▸ **DATA EXCERPT**:
_ _ _
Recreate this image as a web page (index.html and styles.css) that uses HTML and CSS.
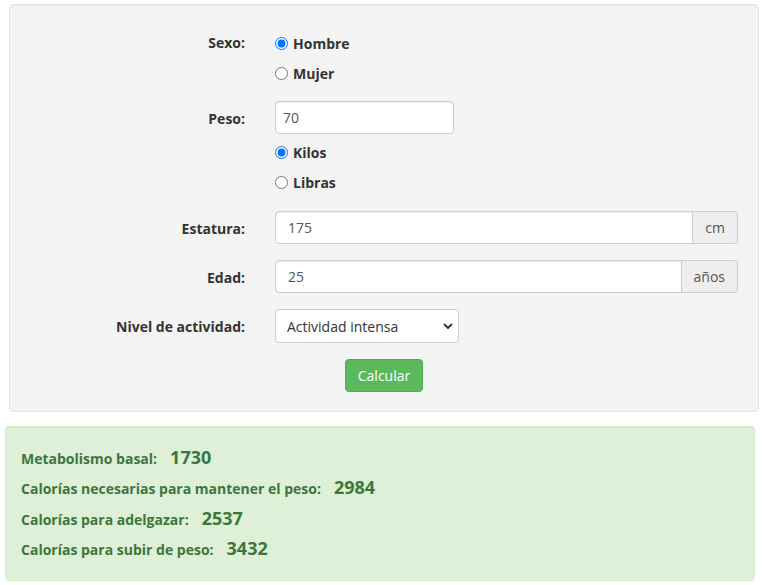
FILE: index.html
```html
<!DOCTYPE html>
<html lang="es">
<head>
<meta charset="utf-8">
<title>Calculadora de calorías</title>
<link rel="stylesheet" href="styles.css">
</head>
<body>
<form class="well">
  <div class="group group-radio">
    <label class="ctl-label">Sexo:</label>
    <div class="ctl">
      <label class="radio"><input type="radio" name="sexo" checked><span>Hombre</span></label>
      <label class="radio"><input type="radio" name="sexo"><span>Mujer</span></label>
    </div>
  </div>
  <div class="group group-peso">
    <label class="ctl-label field-label">Peso:</label>
    <div class="ctl">
      <input class="field field-peso" type="text" value="70">
      <div class="unit-radios">
        <label class="radio"><input type="radio" name="unidad" checked><span>Kilos</span></label>
        <label class="radio"><input type="radio" name="unidad"><span>Libras</span></label>
      </div>
    </div>
  </div>
  <div class="group group-input">
    <label class="ctl-label field-label">Estatura:</label>
    <div class="ctl input-group">
      <input class="field field-grow" type="text" value="175">
      <span class="addon">cm</span>
    </div>
  </div>
  <div class="group group-input">
    <label class="ctl-label field-label">Edad:</label>
    <div class="ctl input-group">
      <input class="field field-grow" type="text" value="25">
      <span class="addon">años</span>
    </div>
  </div>
  <div class="group group-input">
    <label class="ctl-label field-label">Nivel de actividad:</label>
    <div class="ctl">
      <div class="select-wrap">
        <select class="select">
          <option>Sedentario</option>
          <option>Actividad ligera</option>
          <option>Actividad moderada</option>
          <option selected>Actividad intensa</option>
          <option>Actividad muy intensa</option>
        </select>
        <svg class="chev" width="10" height="7" viewBox="0 0 10 7"><path d="M1.5 1.5 L5 5 L8.5 1.5" fill="none" stroke="#333" stroke-width="1.8" stroke-linecap="round" stroke-linejoin="round"/></svg>
      </div>
    </div>
  </div>
  <div class="actions">
    <button type="button" class="btn-success">Calcular</button>
  </div>
</form>
<div class="alert-success">
  <p class="res"><span class="res-label">Metabolismo basal:</span><span class="res-num">1730</span></p>
  <p class="res"><span class="res-label">Calorías necesarias para mantener el peso:</span><span class="res-num">2984</span></p>
  <p class="res"><span class="res-label">Calorías para adelgazar:</span><span class="res-num">2537</span></p>
  <p class="res"><span class="res-label">Calorías para subir de peso:</span><span class="res-num">3432</span></p>
</div>
</body>
</html>
```

FILE: styles.css
```css
* { box-sizing: border-box; }
html, body { margin: 0; padding: 0; background: #fff; }
body {
  font-family: "Open Sans", "Noto Sans", sans-serif;
  font-size: 14px;
  color: #333;
}
.well {
  width: 750px;
  margin: 4px 0 0 9px;
  padding: 23px 19px 19px;
  background: #f4f4f4;
  border: 1px solid #e3e3e3;
  border-radius: 4px;
  box-shadow: inset 0 1px 1px rgba(0,0,0,0.05);
}
.group {
  display: grid;
  grid-template-columns: 216px 463px;
  column-gap: 30px;
}
.ctl-label {
  font-weight: 700;
  text-align: right;
  color: #333;
}
.group-radio { margin-bottom: 13px; }
.group-radio .ctl-label { line-height: 30px; }
.group-peso { margin-bottom: 14px; }
.group-input { margin-bottom: 16px; }
.field-label {
  padding-top: 8px;
  line-height: 20px;
}
.radio {
  display: flex;
  align-items: center;
  height: 30px;
  font-weight: 700;
  color: #333;
  cursor: pointer;
}
.radio input {
  margin: 0 5px 0 0;
  width: 13px;
  height: 13px;
}
.unit-radios { margin-top: 3px; }
.field {
  height: 33px;
  border: 1px solid #ccc;
  border-radius: 4px;
  background: #fff;
  font-family: "Open Sans", "Noto Sans", sans-serif;
  font-size: 14px;
  color: #555;
  padding: 0 11px;
  box-shadow: inset 0 1px 1px rgba(0,0,0,0.075);
  outline: none;
}
.field-peso {
  display: block;
  width: 179px;
  padding: 0 7px;
}
.input-group { display: flex; }
.field-grow {
  flex: 1;
  min-width: 0;
  border-top-right-radius: 0;
  border-bottom-right-radius: 0;
  padding: 0 12px;
}
.addon {
  display: flex;
  align-items: center;
  height: 33px;
  padding: 0 12px;
  background: #eee;
  border: 1px solid #ccc;
  border-left: 0;
  border-radius: 0 4px 4px 0;
  color: #555;
}
.select-wrap {
  position: relative;
  width: 184px;
}
.select {
  appearance: none;
  -webkit-appearance: none;
  display: block;
  width: 184px;
  height: 34px;
  padding: 0 24px 0 11px;
  border: 1px solid #ccc;
  border-radius: 4px;
  background: #fff;
  font-family: "Open Sans", "Noto Sans", sans-serif;
  font-size: 14px;
  color: #333;
  outline: none;
}
.chev {
  position: absolute;
  right: 6px;
  top: 14px;
  pointer-events: none;
}
.actions {
  display: flex;
  justify-content: center;
}
.btn-success {
  height: 33px;
  padding: 0 12px;
  background: #5cb85c;
  border: 1px solid #4cae4c;
  border-radius: 4px;
  color: #fff;
  font-family: "Open Sans", "Noto Sans", sans-serif;
  font-size: 14px;
  cursor: pointer;
}
.alert-success {
  width: 750px;
  margin: 14px 0 0 5px;
  padding: 14.75px 15px 16px;
  background: #dff0d8;
  border: 1px solid #d6e9c6;
  border-radius: 4px;
  color: #3c763d;
}
.res {
  margin: 0;
  line-height: 30.5px;
  height: 30.5px;
}
.res-label {
  font-weight: 700;
  font-size: 14px;
}
.res-num {
  font-weight: 700;
  font-size: 18px;
  margin-left: 13px;
}
```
_ _ _
▸ **WHAT THE TASK REQUIRES**:
How many lines in the listing above contain the string "styles"? Answer with the number only.

▸ **ANSWER**:
3